From the listing below, extract every line containing "components".

########################################

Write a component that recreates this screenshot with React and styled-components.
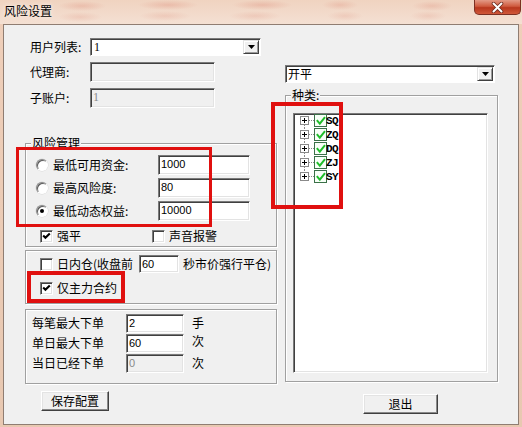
import React from 'react';
import styled, { createGlobalStyle } from 'styled-components';

const GlobalStyle = createGlobalStyle`
  *, *::before, *::after { box-sizing: border-box; }
  html, body { margin: 0; padding: 0; background: #fff; }
  body {
    font-family: "Noto Sans CJK SC", "Liberation Sans", sans-serif;
    font-size: 12px;
    color: #000;
  }
`;

const blob = (x, y, w, a) =>
  `radial-gradient(ellipse ${w}px 5px at ${x}px ${y}px, rgba(212, 104, 84, ${a}), transparent)`;

const Window = styled.div`
  position: relative;
  width: 522px;
  height: 427px;
  display: flex;
  flex-direction: column;
  background: linear-gradient(to bottom, #efcfba, #e8c8b1);
`;

const TitleBar = styled.div`
  height: 24px;
  flex-shrink: 0;
  display: flex;
  justify-content: space-between;
  align-items: flex-start;
  padding-left: 4px;
  background: ${[
    blob(82, 6, 24, 0.22),
    blob(80, 17, 22, 0.16),
    blob(168, 5, 30, 0.24),
    blob(165, 16, 26, 0.16),
    blob(262, 5, 30, 0.24),
    blob(255, 16, 26, 0.16),
    blob(340, 5, 18, 0.2),
    blob(345, 16, 18, 0.15),
    blob(432, 6, 20, 0.2),
    blob(428, 16, 18, 0.15),
  ].join(', ')}, linear-gradient(to bottom, #f0d3c0, #f4e0d3);
`;

const Title = styled.div`
  padding-top: 3px;
  line-height: 16px;
  font-size: 12px;
  text-shadow: 0 0 5px rgba(255, 255, 255, 0.9);
`;

const CloseButton = styled.div`
  width: 47px;
  height: 15px;
  margin-right: 1px;
  display: flex;
  align-items: center;
  justify-content: center;
  border: 1px solid #7c2f22;
  border-top: none;
  border-radius: 0 0 5px 5px;
  background: linear-gradient(to bottom, #e39a86 0%, #cf5a3e 45%, #b8371d 55%, #d0583a 100%);
`;

const Client = styled.div`
  flex: 1;
  margin: 0 3px 2px 3px;
  border: 1px solid #8f7d72;
  background: #f0f0f0;
  display: flex;
  gap: 7px;
  padding: 13px 0 0 21px;
`;

const Column = styled.div`
  width: ${p => p.$w}px;
  display: flex;
  flex-direction: column;
  align-items: flex-start;
`;

const Row = styled.div`
  display: flex;
  align-items: center;
  height: ${p => p.$h}px;
  margin-top: ${p => p.$mt || 0}px;
  padding-left: ${p => p.$pl || 0}px;
  flex-shrink: 0;
`;

const Label = styled.span`
  width: ${p => (p.$w ? `${p.$w}px` : 'auto')};
  padding-left: ${p => p.$pl || 0}px;
  margin-left: ${p => p.$ml || 0}px;
  line-height: 14px;
  white-space: nowrap;
  flex-shrink: 0;
`;

const TextBox = styled.div`
  width: ${p => p.$w}px;
  height: ${p => p.$h}px;
  margin-left: ${p => p.$ml || 0}px;
  flex-shrink: 0;
  background: ${p => (p.$disabled ? '#f0f0f0' : '#fff')};
  color: ${p => (p.$disabled ? '#8a8a8a' : '#000')};
  border: 1px solid;
  border-color: #7a7a7a #fff #fff #7a7a7a;
  box-shadow: inset 1px 1px 0 #404040, inset -1px -1px 0 #e3e3e3;
  font-family: ${p => (p.$serif ? '"Liberation Serif", serif' : '"Liberation Sans", sans-serif')};
  font-size: ${p => (p.$serif ? 12 : 11)}px;
  line-height: 13px;
  padding: 2px 0 0 2px;
`;

const Combo = styled.div`
  width: ${p => p.$w}px;
  height: 18px;
  margin: ${p => p.$m || 0};
  display: flex;
  background: #fff;
  border: 1px solid;
  border-color: #7a7a7a #fff #fff #7a7a7a;
  box-shadow: inset 1px 1px 0 #404040;
  flex-shrink: 0;
`;

const ComboText = styled.div`
  flex: 1;
  padding: 1px 0 0 ${p => p.$pl || 3}px;
  line-height: 14px;
  font-family: ${p => (p.$serif ? '"Liberation Serif", serif' : 'inherit')};
`;

const DropButton = styled.div`
  width: 16px;
  margin: 1px 1px 1px 0;
  display: flex;
  align-items: center;
  justify-content: center;
  background: #f0f0f0;
  border: 1px solid;
  border-color: #e3e3e3 #404040 #404040 #e3e3e3;
  box-shadow: inset 1px 1px 0 #fff, inset -1px -1px 0 #9a9a9a;
`;

const Frame = styled.div`
  width: ${p => (p.$w ? `${p.$w}px` : '100%')};
  height: ${p => p.$h}px;
  margin: ${p => p.$m || 0};
  display: flex;
  flex-direction: column;
  align-items: flex-start;
  border: 1px solid #a0a0a0;
  box-shadow: inset 1px 1px 0 #fff, 1px 1px 0 #fff;
  flex-shrink: 0;
`;

const Legend = styled.div`
  margin: -8px 0 0 5px;
  padding: 0 1px;
  height: 14px;
  line-height: 14px;
  background: #f0f0f0;
`;

const RadioDot = styled.span`
  position: relative;
  width: 12px;
  height: 12px;
  border-radius: 50%;
  background: #fff;
  border: 1px solid;
  border-color: #8a8a8a #fff #fff #8a8a8a;
  box-shadow: inset 1px 1px 0 #5a5a5a, 0 0 0 0.5px #d8d8d8;
  flex-shrink: 0;
  &::after {
    content: '';
    display: ${p => (p.$on ? 'block' : 'none')};
    position: absolute;
    left: 3px;
    top: 3px;
    width: 4px;
    height: 4px;
    border-radius: 50%;
    background: #000;
  }
`;

const CheckBox = styled.span`
  width: 13px;
  height: 13px;
  display: flex;
  align-items: center;
  justify-content: center;
  background: #fff;
  border: 1px solid;
  border-color: #7a7a7a #fff #fff #7a7a7a;
  box-shadow: inset 1px 1px 0 #404040, inset -1px -1px 0 #e3e3e3;
  flex-shrink: 0;
`;

const CheckItem = styled.div`
  display: flex;
  align-items: center;
  width: ${p => (p.$w ? `${p.$w}px` : 'auto')};
`;

const Unit = styled.span`
  margin-left: ${p => p.$ml}px;
  line-height: 14px;
  margin-top: ${p => p.$mt || 0}px;
`;

const Button = styled.div`
  width: ${p => p.$w}px;
  height: 20px;
  margin: ${p => p.$m};
  display: flex;
  align-items: center;
  justify-content: center;
  background: #f0f0f0;
  border: 1px solid;
  border-color: #fff #404040 #404040 #fff;
  box-shadow: inset -1px -1px 0 #8a8a8a, inset 1px 1px 0 #e3e3e3;
  line-height: 14px;
  flex-shrink: 0;
`;

const TreeBox = styled.div`
  width: 195px;
  height: 260px;
  margin: 11px 0 0 7px;
  background: #fff;
  border: 1px solid;
  border-color: #7a7a7a #fff #fff #7a7a7a;
  box-shadow: inset 1px 1px 0 #404040, inset -1px -1px 0 #e3e3e3;
`;

const TreeRow = styled.div`
  display: flex;
  align-items: center;
  height: 14px;
  padding-left: 6px;
`;

const TreeLabel = styled.span`
  margin-left: -1px;
  font-family: "Liberation Mono", monospace;
  font-weight: bold;
  font-size: 11px;
  line-height: 14px;
  letter-spacing: -0.5px;
`;

const Mark = styled.div`
  position: absolute;
  left: ${p => p.$x}px;
  top: ${p => p.$y}px;
  width: ${p => p.$w}px;
  height: ${p => p.$h}px;
  border: ${p => p.$b}px solid #e0100f;
  pointer-events: none;
`;

const Tick = () => (
  <svg width="9" height="9" viewBox="0 0 9 9">
    <path d="M1.2 3.6 L3.4 5.8 L7.8 1.4" fill="none" stroke="#000" strokeWidth="2.1" />
  </svg>
);

const Check = ({ on, children, w, gap = 4 }) => (
  <CheckItem $w={w}>
    <CheckBox>{on && <Tick />}</CheckBox>
    <Label $ml={gap}>{children}</Label>
  </CheckItem>
);

const Arrow = () => (
  <svg width="7" height="4" viewBox="0 0 7 4">
    <path d="M0 0 H7 L3.5 4 Z" fill="#000" />
  </svg>
);

const TreeGlyph = ({ first, last }) => (
  <svg width="27" height="14" viewBox="0 0 27 14">
    {!first && <line x1="4.5" y1="0" x2="4.5" y2="2" stroke="#8a8a8a" strokeDasharray="1 1" />}
    {!last && <line x1="4.5" y1="11" x2="4.5" y2="14" stroke="#8a8a8a" strokeDasharray="1 1" />}
    <rect x="0.5" y="2.5" width="8" height="8" fill="#fff" stroke="#8a8a8a" />
    <line x1="2" y1="6.5" x2="7" y2="6.5" stroke="#000" />
    <line x1="4.5" y1="4" x2="4.5" y2="9" stroke="#000" />
    <line x1="9" y1="6.5" x2="14" y2="6.5" stroke="#8a8a8a" strokeDasharray="1 1" />
    <rect x="14.5" y="0.5" width="12" height="12" fill="#f8fff8" stroke="#3a7048" />
    <path d="M16.8 6.2 L19.8 9.6 L25 3.2" fill="none" stroke="#1fbf2a" strokeWidth="2" />
  </svg>
);

const kinds = ['SQ', 'ZQ', 'DQ', 'ZJ', 'SY'];

const radios = [
  { label: '最低可用资金:', value: '1000' },
  { label: '最高风险度:', value: '80' },
  { label: '最低动态权益:', value: '10000', on: true },
];

const limits = [
  { label: '每笔最大下单', value: '2', unit: '手' },
  { label: '单日最大下单', value: '60', unit: '次', up: true },
  { label: '当日已经下单', value: '0', unit: '次', disabled: true },
];

const App = () => {
  return (
    <>
      <GlobalStyle />
      <Window>
        <TitleBar>
          <Title>风险设置</Title>
          <CloseButton>
            <svg width="13" height="11" viewBox="0 0 13 11">
              <path d="M2.5 1.5 L10.5 9.5 M10.5 1.5 L2.5 9.5" stroke="#6d2a1e" strokeWidth="3.6" strokeLinecap="round" />
              <path d="M2.5 1.5 L10.5 9.5 M10.5 1.5 L2.5 9.5" stroke="#fff" strokeWidth="2" strokeLinecap="round" />
            </svg>
          </CloseButton>
        </TitleBar>

        <Client>
          <Column $w={252}>
            <Row $h={18}>
              <Label $w={65} $pl={5}>用户列表:</Label>
              <Combo $w={171}>
                <ComboText $serif>1</ComboText>
                <DropButton><Arrow /></DropButton>
              </Combo>
            </Row>
            <Row $h={20} $mt={6}>
              <Label $w={65} $pl={5}>代理商:</Label>
              <TextBox $w={125} $h={20} $disabled />
            </Row>
            <Row $h={20} $mt={6}>
              <Label $w={65} $pl={5}>子账户:</Label>
              <TextBox $w={125} $h={20} $disabled $serif>1</TextBox>
            </Row>

            <Frame $h={104} $m="35px 0 0 0">
              <Legend>风险管理</Legend>
              {radios.map((r, i) => (
                <Row key={r.label} $h={20} $mt={i === 0 ? 5 : 3} $pl={10}>
                  <RadioDot $on={r.on} />
                  <Label $w={105} $ml={5}>{r.label}</Label>
                  <TextBox $w={92} $h={20}>{r.value}</TextBox>
                </Row>
              ))}
              <Row $h={14} $mt={8} $pl={14}>
                <Check on w={112}>强平</Check>
                <Check>声音报警</Check>
              </Row>
            </Frame>

            <Frame $h={54} $m="3px 0 0 0">
              <Row $h={18} $mt={4} $pl={14}>
                <CheckItem>
                  <CheckBox />
                  <Label $ml={4} $w={82}>日内仓(收盘前</Label>
                </CheckItem>
                <TextBox $w={40} $h={18}>60</TextBox>
                <Unit $ml={4}>秒市价强行平仓)</Unit>
              </Row>
              <Row $h={14} $mt={8} $pl={14}>
                <Check on>仅主力合约</Check>
              </Row>
            </Frame>

            <Frame $h={75} $m="5px 0 0 0">
              {limits.map((l, i) => (
                <Row key={l.label} $h={20} $mt={i === 0 ? 3 : 0}>
                  <Label $w={100} $pl={6}>{l.label}</Label>
                  <TextBox $w={58} $h={19} $disabled={l.disabled}>{l.value}</TextBox>
                  <Unit $ml={8} $mt={l.up ? -4 : 0}>{l.unit}</Unit>
                </Row>
              ))}
            </Frame>

            <Button $w={68} $m="7px 0 0 16px">保存配置</Button>
          </Column>

          <Column $w={214}>
            <Combo $w={210} $m="27px 0 0 1px">
              <ComboText $pl={2}>开平</ComboText>
              <DropButton><Arrow /></DropButton>
            </Combo>
            <Frame $w={213} $h={287} $m="12px 0 0 1px">
              <Legend>种类:</Legend>
              <TreeBox>
                {kinds.map((k, i) => (
                  <TreeRow key={k}>
                    <TreeGlyph first={i === 0} last={i === kinds.length - 1} />
                    <TreeLabel>{k}</TreeLabel>
                  </TreeRow>
                ))}
              </TreeBox>
            </Frame>
            <Button $w={75} $m="12px 0 0 79px">退出</Button>
          </Column>
        </Client>

        <Mark $x={16} $y={147} $w={196} $h={80} $b={3} />
        <Mark $x={271} $y={102} $w={72} $h={107} $b={4} />
        <Mark $x={27} $y={271} $w={98} $h={32} $b={4} />
      </Window>
    </>
  );
};

export default App;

########################################

**Complete response:**
Write a component that recreates this screenshot with React and styled-components.
import styled, { createGlobalStyle } from 'styled-components';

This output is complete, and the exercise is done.